Philip's never going to have people laughing in the aisles when he's speaking - but everything he says in public is well thought through

Lane, who lives in Dublin with his wife, Orla, and two children, reported back last month with his group’s proposal for the creation of a new asset class of sovereign bond-backed securities (SBBS). Still, it’s not clear how much support this plan will ultimately have from European capitals.

Lane, who runs in his spare time and is a die-hard supporter of Liverpool and the Irish soccer team, has been as interested as Honohan in domestic economics - having founded the irisheconomy.ie blog, beloved by academics, back in 2008.

However, his speeches have been much more focused on ECB monetary policy than his predecessor.

Also, while Honohan, hired as governor for his banking expertise, appeared to enjoy being throw into the political theatre of the Oireachtas finance committee meetings over the years, Lane has been largely on the backfoot in his appearances as governor, where questioning focused on the regulator's handling of Ireland's tracker-mortgage scandal.
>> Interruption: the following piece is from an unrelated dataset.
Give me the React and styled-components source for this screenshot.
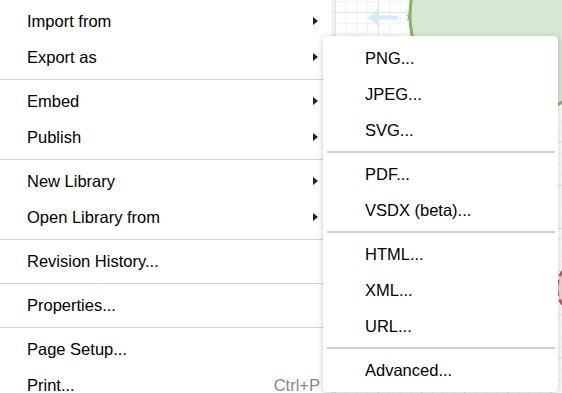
import styled, { createGlobalStyle } from 'styled-components';

const GlobalStyle = createGlobalStyle`
  html, body {
    margin: 0;
    padding: 0;
    overflow: hidden;
    background: #fff;
  }
  body {
    font-family: 'Liberation Sans', Arial, sans-serif;
  }
`;

const Stage = styled.div`
  position: relative;
  width: 562px;
  height: 393px;
  overflow: hidden;
  display: grid;
  grid-template-columns: 332px 1fr;
`;

const Menu = styled.div`
  background: #fff;
  padding-top: 3px;
  box-shadow: 1px 0 3px rgba(0, 0, 0, 0.12);
  z-index: 1;
`;

const Item = styled.div`
  height: 36px;
  display: flex;
  align-items: center;
  justify-content: space-between;
  padding: 0 ${(p) => (p.$shortcut ? '12px' : '14px')} 0 27px;
  font-size: 16.5px;
  color: #000;
  white-space: nowrap;
`;

const Arrow = styled.span`
  width: 0;
  height: 0;
  border-left: 5px solid #222;
  border-top: 4.5px solid transparent;
  border-bottom: 4.5px solid transparent;
`;

const Shortcut = styled.span`
  color: #888;
`;

const Divider = styled.div`
  height: 1px;
  margin: 4px 0 3px;
  background: #d4d4d4;
`;

const Canvas = styled.div`
  position: relative;
  background-color: #fff;
  background-image:
    linear-gradient(to right, #e2e2e2 1px, transparent 1px),
    linear-gradient(to bottom, #e2e2e2 1px, transparent 1px),
    linear-gradient(to right, #f1f1f1 1px, transparent 1px),
    linear-gradient(to bottom, #f1f1f1 1px, transparent 1px);
  background-size: 43.2px 43.2px, 43.2px 43.2px, 10.8px 10.8px, 10.8px 10.8px;
  background-position: 2.8px 12px, 2.8px 12px, 2.8px 12px, 2.8px 12px;
`;

const Shapes = styled.svg`
  display: block;
  width: 100%;
  height: 100%;
`;

const SubMenu = styled.div`
  position: absolute;
  left: 323px;
  top: 36px;
  width: 235px;
  height: 356px;
  box-sizing: border-box;
  padding-top: 4px;
  background: #fff;
  border-radius: 4px;
  box-shadow: 0 1px 6px rgba(0, 0, 0, 0.22);
  z-index: 2;
`;

const SubItem = styled.div`
  height: 36px;
  display: flex;
  align-items: center;
  padding-left: 42px;
  font-size: 16.5px;
  color: #000;
  white-space: nowrap;
`;

const SubDivider = styled.div`
  height: 2px;
  margin: 3px 3px 3px 4px;
  background: #cfcfcf;
`;

const mainMenu = [
  { label: 'Import from', sub: true },
  { label: 'Export as', sub: true },
  '-',
  { label: 'Embed', sub: true },
  { label: 'Publish', sub: true },
  '-',
  { label: 'New Library', sub: true },
  { label: 'Open Library from', sub: true },
  '-',
  { label: 'Revision History...' },
  '-',
  { label: 'Properties...' },
  '-',
  { label: 'Page Setup...' },
  { label: 'Print...', shortcut: 'Ctrl+P' },
];

const exportMenu = [
  'PNG...',
  'JPEG...',
  'SVG...',
  '-',
  'PDF...',
  'VSDX (beta)...',
  '-',
  'HTML...',
  'XML...',
  'URL...',
  '-',
  'Advanced...',
];

const CanvasShapes = () => (
  <Shapes viewBox="0 0 230 393">
    {/* faded edge arrow */}
    <path
      d="M36 12.5 L46 4 L46 10.5 L66 10.5 L66 14.5 L46 14.5 L46 21 Z"
      fill="#cfeaf9"
      opacity="0.9"
    />
    <path d="M75.5 10 L80.5 15 M80.5 10 L75.5 15" stroke="#29b6f2" strokeWidth="1.6" />
    {/* green ellipse */}
    <circle cx="179" cy="10" r="101" fill="#d5e8d4" stroke="#82b366" strokeWidth="3" />
    {/* red dashed shapes */}
    <circle
      cx="253"
      cy="283"
      r="28"
      fill="#f8cecc"
      stroke="#b85450"
      strokeWidth="2.5"
      strokeDasharray="6 4"
    />
    <circle
      cx="72"
      cy="412"
      r="21"
      fill="#f8cecc"
      stroke="#b85450"
      strokeWidth="2.5"
      strokeDasharray="6 4"
    />
  </Shapes>
);

const App = () => {
  return (
    <>
      <GlobalStyle />
      <Stage>
        <Menu>
          {mainMenu.map((entry, i) =>
            entry === '-' ? (
              <Divider key={i} />
            ) : (
              <Item key={i} $shortcut={!!entry.shortcut}>
                <span>{entry.label}</span>
                {entry.sub && <Arrow />}
                {entry.shortcut && <Shortcut>{entry.shortcut}</Shortcut>}
              </Item>
            )
          )}
        </Menu>
        <Canvas>
          <CanvasShapes />
        </Canvas>
        <SubMenu>
          {exportMenu.map((label, i) =>
            label === '-' ? <SubDivider key={i} /> : <SubItem key={i}>{label}</SubItem>
          )}
        </SubMenu>
      </Stage>
    </>
  );
};

export default App;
“Philip’s never going to have people laughing in the aisles when he’s speaking - but everything he says in public is well thought through,” says a former colleague of Lane.

Lane, whose father served as a one-time head of a strategic technology unit at AIB and is said to have been a visionary in terms of how the bank could harness the internet. He displayed his own inner technology geek on his first day at the Central Bank in 2015, when he took to YouTube to deliver a message to staff.

Meanwhile, O’Hagan, a TCD professor emeritus since October 2016, who got Lane to update his chapter in the latest edition of The Economy of Ireland last year, continues to hold onto exam papers his former student wrote.

He dreams of even greater things for his former protégé than a seat on the ECB executive board.

“I think there’s a distinct possibility that Philip will be given a Nobel Prize for economics in time,” he said. “I really believe that.”